Cela fait un petit moment que j'observe les pronostics sur ce forum et je remarque plusieurs biais qui reviennent à chaque fois parmi les contributeurs :
- Une large surestimation de l'ancrage local et de la prime au sortant, qui ne sont plus du tout d'actualité pour des élections législatives, à l'exception de quelques désormais rares députés.
- Des pronostics souvent faits en regardant dans le rétroviseur, avec certaines conclusions empiriques tirées hâtivement (Le président sortant a toujours eu sa majorité deux mois après son élection/sa réélection ; Cette circonscription a toujours été à gauche/à droite ; etc) qui biaisent par conséquent le raisonnement. Je pense que c'est le point le plus litigieux car il ne tient pas compte des évolutions démographiques souvent rapides d'une circonscription à une autre, les électeurs de 2002, 2007 ou même 2012 n'étant plus ceux de 2022. Cela parait évident dit comme ça mais on ne pourra plus laisser le passé préjuger le futur.
- Un raisonnement classique de "réserves de voix" qui a pris du plomb dans l'aile compte tenu du déclin du front républicain et du caractère clivant de la majorité présidentielle qui lui a été ici très préjudiciable. Un électeur de gauche peut désormais préférer le RN à un candidat dit "centriste", un électeur dit centriste peut préférer le RN à un candidat de gauche et un électeur RN peut également préférer un candidat de gauche à un électeur centriste.

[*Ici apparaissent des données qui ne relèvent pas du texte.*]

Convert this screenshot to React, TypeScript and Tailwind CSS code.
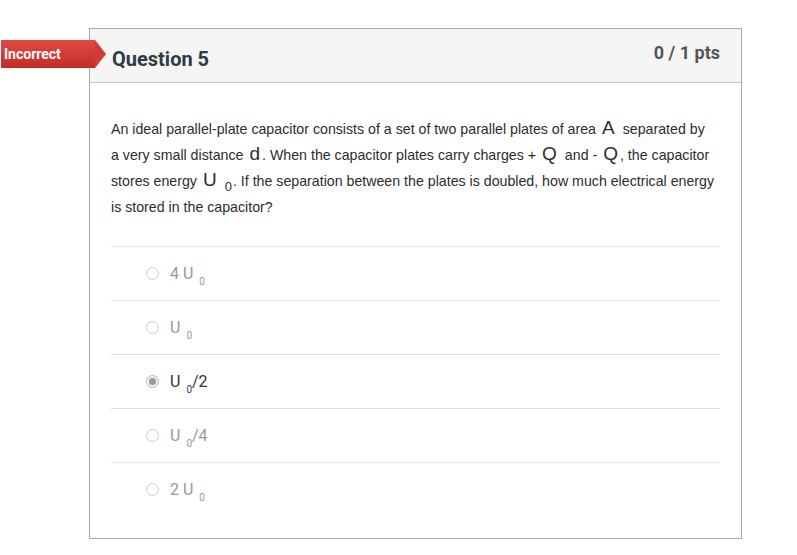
import React from 'react';

const options = [
  { id: 'a', pre: '4 ', post: '', selected: false },
  { id: 'b', pre: '', post: '', selected: false },
  { id: 'c', pre: '', post: '/2', selected: true },
  { id: 'd', pre: '', post: '/4', selected: false },
  { id: 'e', pre: '2 ', post: '', selected: false },
];

const MathVar = ({ children, tight }: { children: React.ReactNode; tight?: boolean }) => (
  <span className={`ml-[6px] text-[19px] leading-none ${tight ? 'mr-[2px]' : 'mr-[8px]'}`}>{children}</span>
);

export default function App() {
  return (
    <div className="min-h-screen bg-white pt-[28px] pl-[89px] font-['Liberation_Sans',Arial,sans-serif]">
      <div className="relative w-[653px] border border-[#aaa]">
        {/* Incorrect flag */}
        <div className="absolute left-[-89px] top-[11px] flex h-[28px] items-center">
          <div className="flex h-full w-[94px] items-center bg-gradient-to-b from-[#e04a45] to-[#c42b27] pl-[3px] font-['Roboto',sans-serif] text-[14px] font-bold text-white">
            Incorrect
          </div>
          <div className="h-0 w-0 border-y-[14px] border-l-[11px] border-y-transparent border-l-[#d23a35]" />
        </div>

        <div className="flex h-[54px] items-start justify-between border-b border-[#c7c7c7] bg-[#f5f5f5] pl-[22px] pr-[21px] font-['Roboto',sans-serif]">
          <div className="pt-[15px] text-[20px] font-bold text-[#2d3b45]">Question 5</div>
          <div className="pt-[10px] text-[18px] font-bold text-[#555]">0 / 1 pts</div>
        </div>

        <div className="px-[21px] pb-[22px] pt-[33px]">
          <p className="mr-[4px] text-[14.2px] leading-[26px] text-[#2d2d2d]">
            An ideal parallel-plate capacitor consists of a set of two parallel plates of area
            <MathVar>A</MathVar>
            separated by a very small distance<MathVar tight>d</MathVar>. When the capacitor plates carry charges +
            <MathVar>Q</MathVar>
            and -<MathVar tight>Q</MathVar>, the capacitor stores energy<MathVar>U</MathVar>
            <sub className="bottom-[-5px] mr-[1px] text-[13px]">0</sub>. If the separation between the plates is
            doubled, how much electrical energy is stored in the capacitor?
          </p>

          <div className="mt-[26px]">
            {options.map((o, i) => (
              <div
                key={o.id}
                className={`flex h-[54px] items-center border-t pl-[35px] ${
                  i === 2 || i === 3 ? 'border-[#dcdcdc]' : 'border-[#eaeaea]'
                }`}
              >
                <span
                  className={`mr-[11px] flex h-[13px] w-[13px] items-center justify-center rounded-full border ${
                    o.selected ? 'border-[#bbb] bg-[#f0f0f0]' : 'border-[#ccc] bg-white'
                  }`}
                >
                  {o.selected && <span className="h-[7px] w-[7px] rounded-full bg-[#999]" />}
                </span>
                <span
                  className={`font-['Roboto',sans-serif] text-[16px] ${
                    o.selected ? 'text-[#333]' : 'text-[#999]'
                  }`}
                >
                  {o.pre}U
                  <sub className={`bottom-[-6px] ml-[6px] text-[10px] ${o.selected ? 'text-[#1f3a6b]' : ''}`}>0</sub>
                  {o.post}
                </span>
              </div>
            ))}
          </div>
        </div>
      </div>
    </div>
  );
}
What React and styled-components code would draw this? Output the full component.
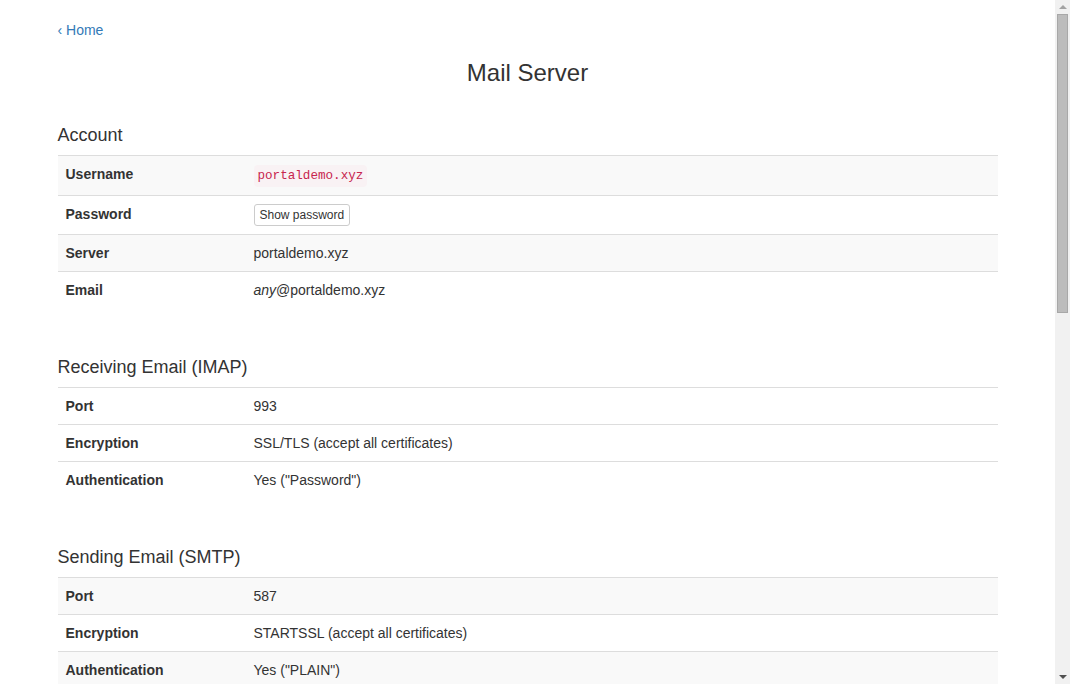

Je ne jette la pierre sur personne, cette élection était incroyablement compliquée à pronostiquer, avec qui plus est des victoires obtenues à l'arrachée, qui témoignent de clivages de plus en plus importants au sein de l'électorat. Mais elle contribuera à nous montrer bien plus prudents sur les élections à venir. Je pense que les instituts de sciences politiques devront davantage se pencher sur les mécanismes de reports de voix, tant ils sont devenus complexes.